Oracle SaaS Earnings Rattle Salesforce

There is a battle among the world’s largest software vendors to retain the throne of No. 1. Earlier this year Microsoft CEO Satya Nadella declared today to be the age of B2B Software-as-a-Service and “the dawn of a new generation of business systems,” while just days ago Hewlett-Packard announced that it would be splitting into two separate companies, one of which – Hewlett Packard Enterprise – would focus on strengthening its position in the horizontal services market, which includes SaaS offerings.

But the fiercest clamor for greater SaaS market share is between Oracle and Salesforce, the latter of which currently stands in top place. In an interview with reporters last April, Oracle Senior Vice President Shawn Price declared the company’s plans to dethrone Salesforce as the leading cloud computing software vendor by the end of the year, and to reach a goal of $2.5 billion in revenue while doing so.

The Numbers Boost Confidence

Last Wednesday (June 17), Oracle released its quarterly earnings report, closely watched by the market waiting to see if Oracle could live up to its own hype. Indeed, Oracle did. “We dramatically overachieved in the cloud,” said the firm’s CEO Safra Catz during the earnings call.

According to the figures, during the last quarter of the fiscal year ended May 31, Oracle’s SaaS and Platform-as-a-Service units saw a 29 percent increase in revenue compared with the same period one year prior.
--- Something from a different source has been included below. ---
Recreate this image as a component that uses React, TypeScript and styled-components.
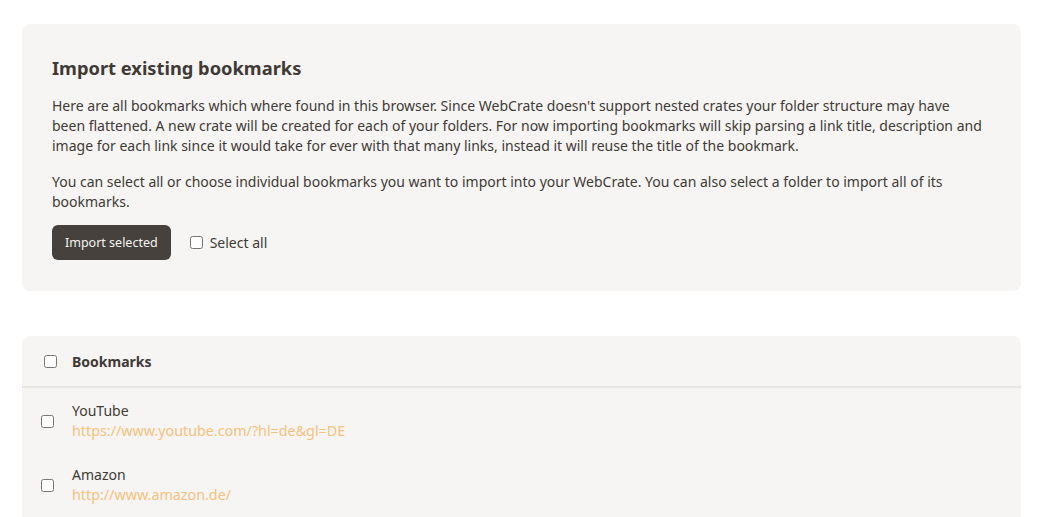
import React from "react";
import styled, { createGlobalStyle } from "styled-components";

const Global = createGlobalStyle`
  html, body { margin: 0; padding: 0; background: #ffffff; }
  body { font-family: "Noto Sans", "Open Sans", sans-serif; color: #3f3a36; }
  * { box-sizing: border-box; }
`;

const Page = styled.main`
  width: 999px;
  margin: 24px 0 0 22px;
  display: flex;
  flex-direction: column;
  gap: 45px;
`;

const Card = styled.section`
  background: #f6f5f3;
  border-radius: 8px;
  padding: 30px 38px 31px 30px;
`;

const Title = styled.h2`
  margin: 0 0 14px;
  font-size: 18.3px;
  font-weight: 700;
  line-height: 28px;
  color: #3f3a36;
`;

const Para = styled.p`
  margin: 0 0 16px;
  font-size: 14px;
  line-height: 20px;
  color: #3f3a36;
`;

const Actions = styled.div`
  display: flex;
  align-items: center;
  gap: 19px;
  margin-top: -3px;
`;

const Button = styled.button`
  height: 35px;
  padding: 0 13px;
  border: none;
  border-radius: 6px;
  background: #46413c;
  color: #f7f5f2;
  font-family: inherit;
  font-size: 12.5px;
  cursor: pointer;
`;

const CheckLabel = styled.label`
  display: flex;
  align-items: center;
  gap: 7px;
  font-size: 14px;
  color: #3f3a36;
`;

const Box = styled.input.attrs({ type: "checkbox" })`
  width: 13px;
  height: 13px;
  margin: 0;
`;

const ListCard = styled.section`
  background: #f6f5f3;
  border-radius: 8px 8px 0 0;
`;

const Header = styled.div`
  display: flex;
  align-items: center;
  gap: 15px;
  height: 52px;
  padding: 0 0 0 22px;
  border-bottom: 2px solid #e8e6e3;
  font-size: 14px;
  font-weight: 700;
`;

const List = styled.div`
  padding-top: 1px;
`;

const Row = styled.div`
  display: flex;
  align-items: center;
  gap: 18px;
  height: 64px;
  padding-left: 19px;
`;

const RowText = styled.div`
  display: flex;
  flex-direction: column;
`;

const RowTitle = styled.span`
  font-size: 14px;
  line-height: 20px;
  color: #3f3a36;
`;

const RowUrl = styled.a`
  font-size: 14.3px;
  line-height: 20px;
  color: #f5c27d;
  text-decoration: none;
`;

const bookmarks = [
  { title: "YouTube", url: "https://www.youtube.com/?hl=de&gl=DE" },
  { title: "Amazon", url: "http://www.amazon.de/" },
];

export default function App() {
  return (
    <>
      <Global />
      <Page>
        <Card>
          <Title>Import existing bookmarks</Title>
          <Para>
            Here are all bookmarks which where found in this browser. Since WebCrate doesn't support nested crates your folder structure may have been flattened. A new crate will be created for each of your folders. For now importing bookmarks will skip parsing a link title, description and image for each link since it would take for ever with that many links, instead it will reuse the title of the bookmark.
          </Para>
          <Para>
            You can select all or choose individual bookmarks you want to import into your WebCrate. You can also select a folder to import all of its bookmarks.
          </Para>
          <Actions>
            <Button>Import selected</Button>
            <CheckLabel>
              <Box />
              Select all
            </CheckLabel>
          </Actions>
        </Card>
        <ListCard>
          <Header>
            <Box />
            Bookmarks
          </Header>
          <List>
            {bookmarks.map((b) => (
              <Row key={b.title}>
                <Box />
                <RowText>
                  <RowTitle>{b.title}</RowTitle>
                  <RowUrl href={b.url}>{b.url}</RowUrl>
                </RowText>
              </Row>
            ))}
          </List>
        </ListCard>
      </Page>
    </>
  );
}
According to reports, SaaS revenue hit $416 million – more than $125 million more than Oracle had forecasted for itself at the beginning of the quarter.

Fellow Oracle CEO Mark Hurd added that the figures, which equate to a more than 200 percent year-on-year growth, are “a cloud industry all-time record” for new business in a single quarter.

Additionally, Oracle reported SaaS and PaaS combined revenues of $1.5 billion for FY2015, signifying a 32 percent increase from the year prior.

More than 1,200 new SaaS customers were obtained by Oracle’s SaaS unit, while an additional existing 760 customers expanded their business with the company. This growth is key for Oracle’s market share, Hurd said, as a steady increase in new customers across geographies will ultimately secure the lead position thanks to an expanding customer reference base.

Oracle Executive Chairman and CTO Larry Ellison perhaps put it most simply during the call: “Things are good for Oracle and the cloud,” he said.

Still More To Go

According to reports at Forbes, Oracle is on the path to reach its goals of surpassing Salesforce as the world’s largest cloud service company. But it isn’t there yet.

Oracle reportedly did not offer specific figures to differentiate between SaaS and PaaS sales, instead choosing to combine the two. According to Ellison, however, Oracle’s PaaS service is expanding faster than its software unit, while its Infrastructure-as-a-Service unit surpassed other figures with a 33 percent increase in revenue for the fiscal year.

During the call, Hurd said that the company currently runs more than $2.3 billion in annual cloud revenue. While impressive, reports note that it is still significantly shy of the $5.37 billion of SaaS and PaaS revenue combined for Salesforce.com, the figures of which were released for its own earnings report for the fiscal year ended Jan. 31, 2015.

But Oracle’s growth rate percentages are outpacing Salesforce’s, providing Oracle with a wider opportunity to snag more market share, reports said. Salesforce has predicted revenue growth rates of about 21 percent for FY2016, lower than the 32 percent growth rate seen in FY2015. Oracle, on the other hand, forecasts up to 60 percent in revenue growth.

Looking ahead, the company expects about 90 percent of its products and services to be offered as a cloud service as early as October.

The clamor for top spot comes at a lucrative time for the main SaaS players of the world. According to data from Bessemer Venture Partners released only days ago found that the global cloud computing market will surpass a $500 billion valuation by 2020, overtaking traditional in-house IT solutions.

Researchers found a market cap of $5.6 billion in 2006 to a tenfold increase of $56.6 billion in 2014. “The depth and breadth of cloud progress is pretty shocking,” said leading cloud investor Byron Deeter, who heads BVP. And SaaS providers like Oracle and Salesforce, researchers predicted, will become more prominent than on-premise solutions in the customer resource management sector by 2016.

While all SaaS players could see significant growth by the end of the year according to the forecast, it’s Oracle that has its eye on the top prize. That unfaltering confidence to surpass its largest rival was reiterated by Hurd during the earnings call: “We are doing what you very rarely ever see happen in our industry,” he declared. “We are getting bigger and our growth rate is expanding. We will be the world’s largest enterprise cloud company.”